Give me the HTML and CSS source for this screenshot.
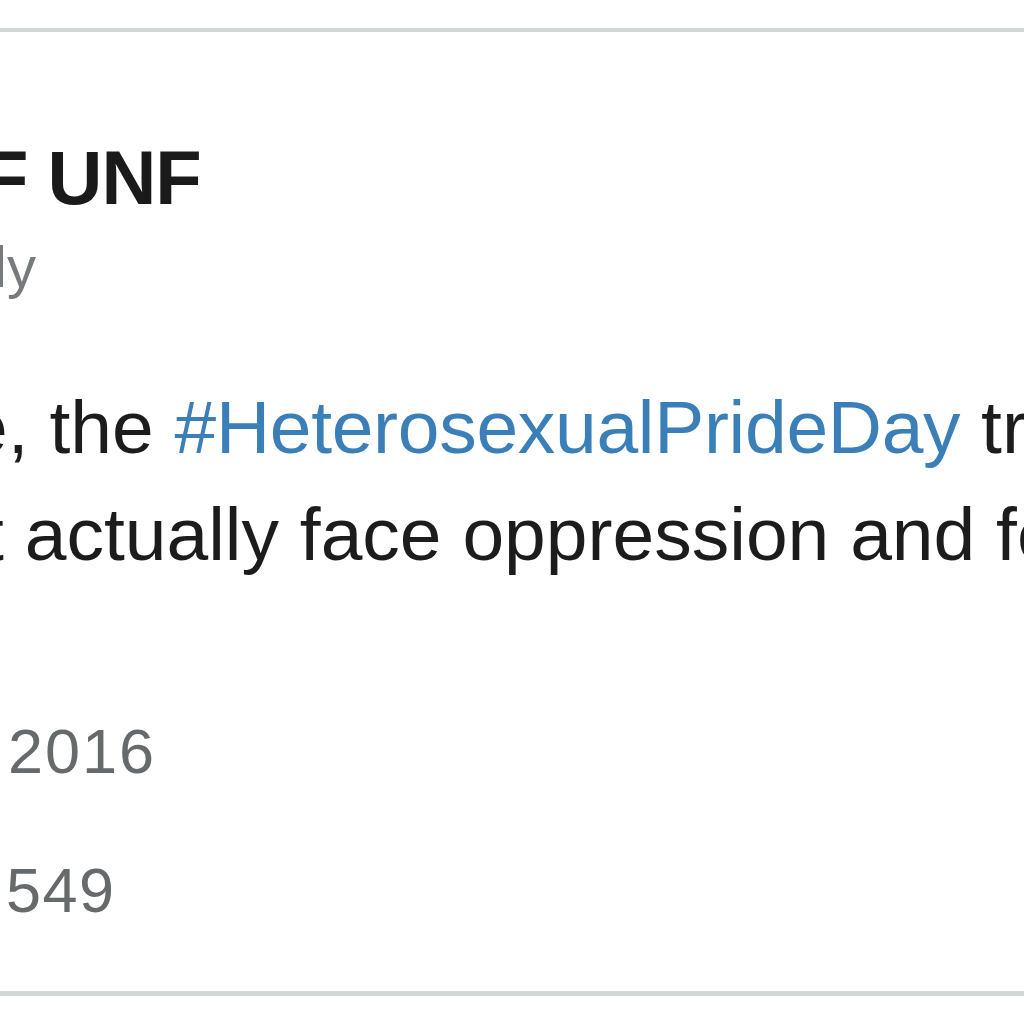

==

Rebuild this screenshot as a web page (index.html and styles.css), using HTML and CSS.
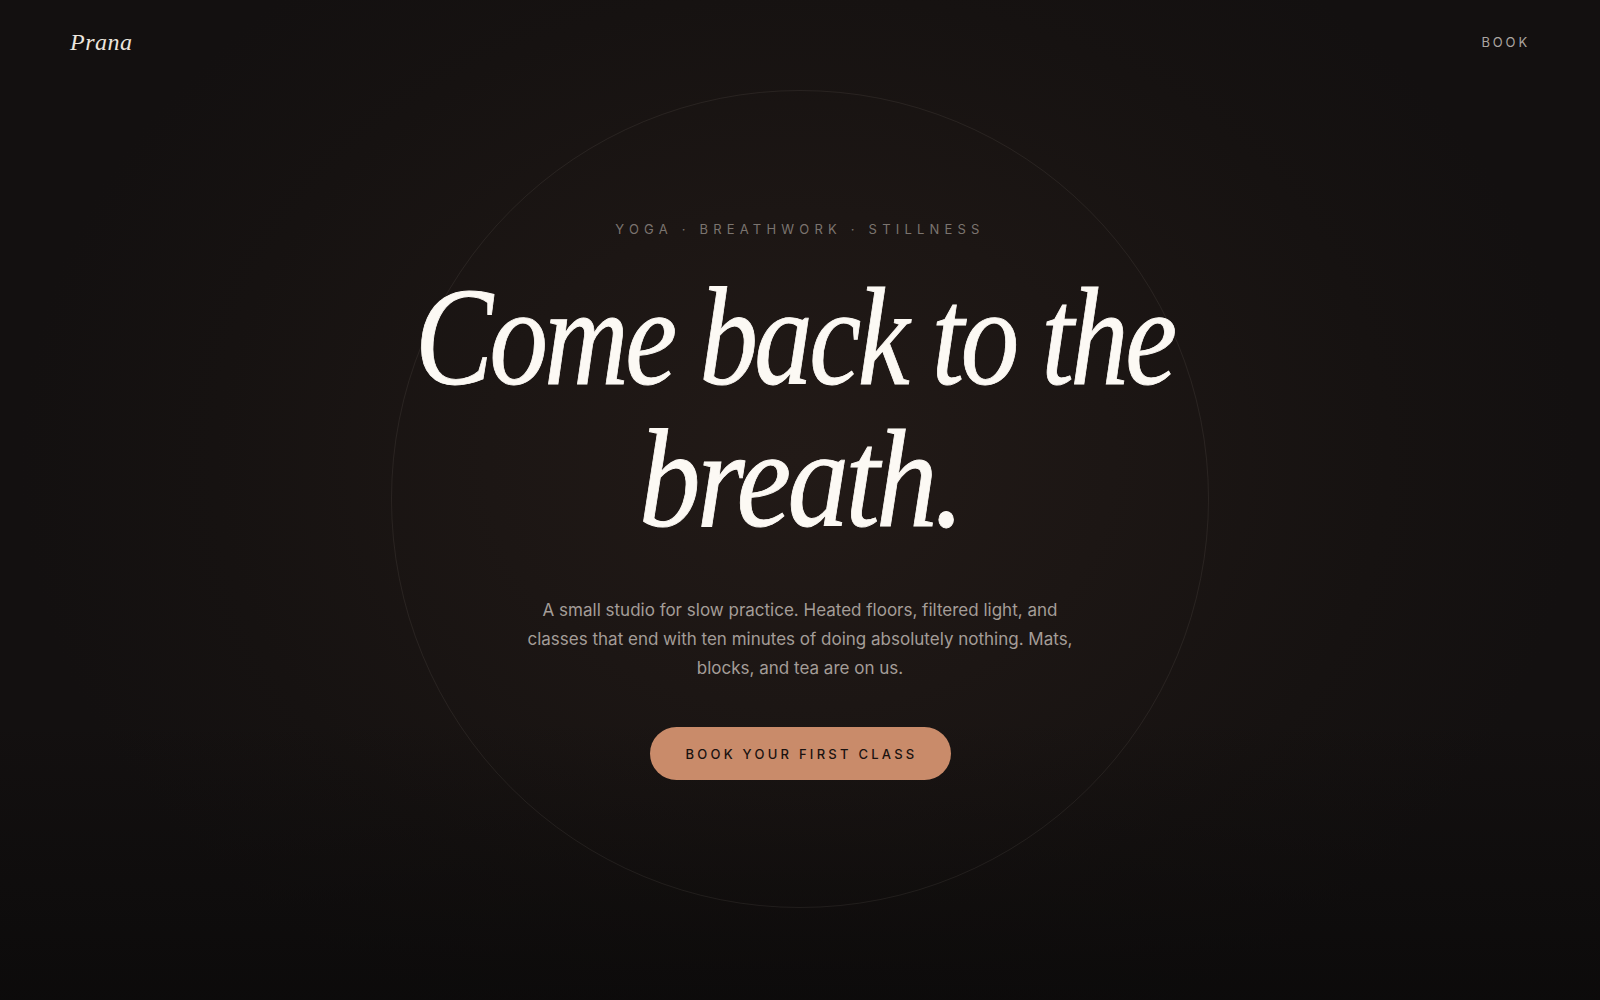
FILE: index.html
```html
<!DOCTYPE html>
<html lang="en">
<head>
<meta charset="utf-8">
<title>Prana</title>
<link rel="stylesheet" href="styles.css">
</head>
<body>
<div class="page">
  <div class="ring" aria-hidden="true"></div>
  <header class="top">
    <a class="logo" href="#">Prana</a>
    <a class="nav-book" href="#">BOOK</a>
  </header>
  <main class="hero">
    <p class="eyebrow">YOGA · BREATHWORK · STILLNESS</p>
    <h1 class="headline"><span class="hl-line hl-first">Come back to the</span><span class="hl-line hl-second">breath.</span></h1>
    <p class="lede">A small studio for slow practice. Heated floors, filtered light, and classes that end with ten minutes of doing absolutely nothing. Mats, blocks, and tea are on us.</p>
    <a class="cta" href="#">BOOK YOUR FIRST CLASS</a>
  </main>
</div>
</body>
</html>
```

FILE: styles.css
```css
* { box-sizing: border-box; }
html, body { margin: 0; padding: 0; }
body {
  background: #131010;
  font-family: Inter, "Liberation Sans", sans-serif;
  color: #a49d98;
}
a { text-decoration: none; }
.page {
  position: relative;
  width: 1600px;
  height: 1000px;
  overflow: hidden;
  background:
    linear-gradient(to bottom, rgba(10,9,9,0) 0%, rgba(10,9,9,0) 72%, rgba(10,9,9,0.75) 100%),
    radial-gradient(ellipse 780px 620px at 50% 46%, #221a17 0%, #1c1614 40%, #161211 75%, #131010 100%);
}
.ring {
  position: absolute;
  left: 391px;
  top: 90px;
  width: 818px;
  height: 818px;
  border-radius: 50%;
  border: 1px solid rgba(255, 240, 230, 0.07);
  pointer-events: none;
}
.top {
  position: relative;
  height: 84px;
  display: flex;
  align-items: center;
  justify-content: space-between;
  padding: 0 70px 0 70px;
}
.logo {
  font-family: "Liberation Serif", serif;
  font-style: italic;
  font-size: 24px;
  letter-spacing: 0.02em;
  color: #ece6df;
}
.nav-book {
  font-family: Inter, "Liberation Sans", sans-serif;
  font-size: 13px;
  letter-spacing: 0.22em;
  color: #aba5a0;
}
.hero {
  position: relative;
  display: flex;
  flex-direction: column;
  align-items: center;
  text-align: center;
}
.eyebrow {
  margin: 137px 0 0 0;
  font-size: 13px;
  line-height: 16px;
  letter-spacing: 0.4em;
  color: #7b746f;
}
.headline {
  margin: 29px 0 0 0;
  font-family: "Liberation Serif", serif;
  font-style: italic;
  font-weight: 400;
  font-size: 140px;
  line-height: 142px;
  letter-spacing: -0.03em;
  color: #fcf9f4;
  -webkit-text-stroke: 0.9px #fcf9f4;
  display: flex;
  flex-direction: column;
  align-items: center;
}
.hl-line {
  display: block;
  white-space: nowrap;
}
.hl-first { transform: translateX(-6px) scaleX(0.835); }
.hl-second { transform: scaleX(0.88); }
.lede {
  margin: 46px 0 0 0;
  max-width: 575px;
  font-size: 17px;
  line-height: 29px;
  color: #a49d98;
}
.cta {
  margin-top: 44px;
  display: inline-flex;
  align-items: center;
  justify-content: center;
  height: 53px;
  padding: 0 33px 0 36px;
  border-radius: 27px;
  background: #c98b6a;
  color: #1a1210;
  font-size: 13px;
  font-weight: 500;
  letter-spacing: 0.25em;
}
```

The request → Return all lines containing the word "page".

Output →
Rebuild this screenshot as a web page (index.html and styles.css), using HTML and CSS.
<div class="page">
.page {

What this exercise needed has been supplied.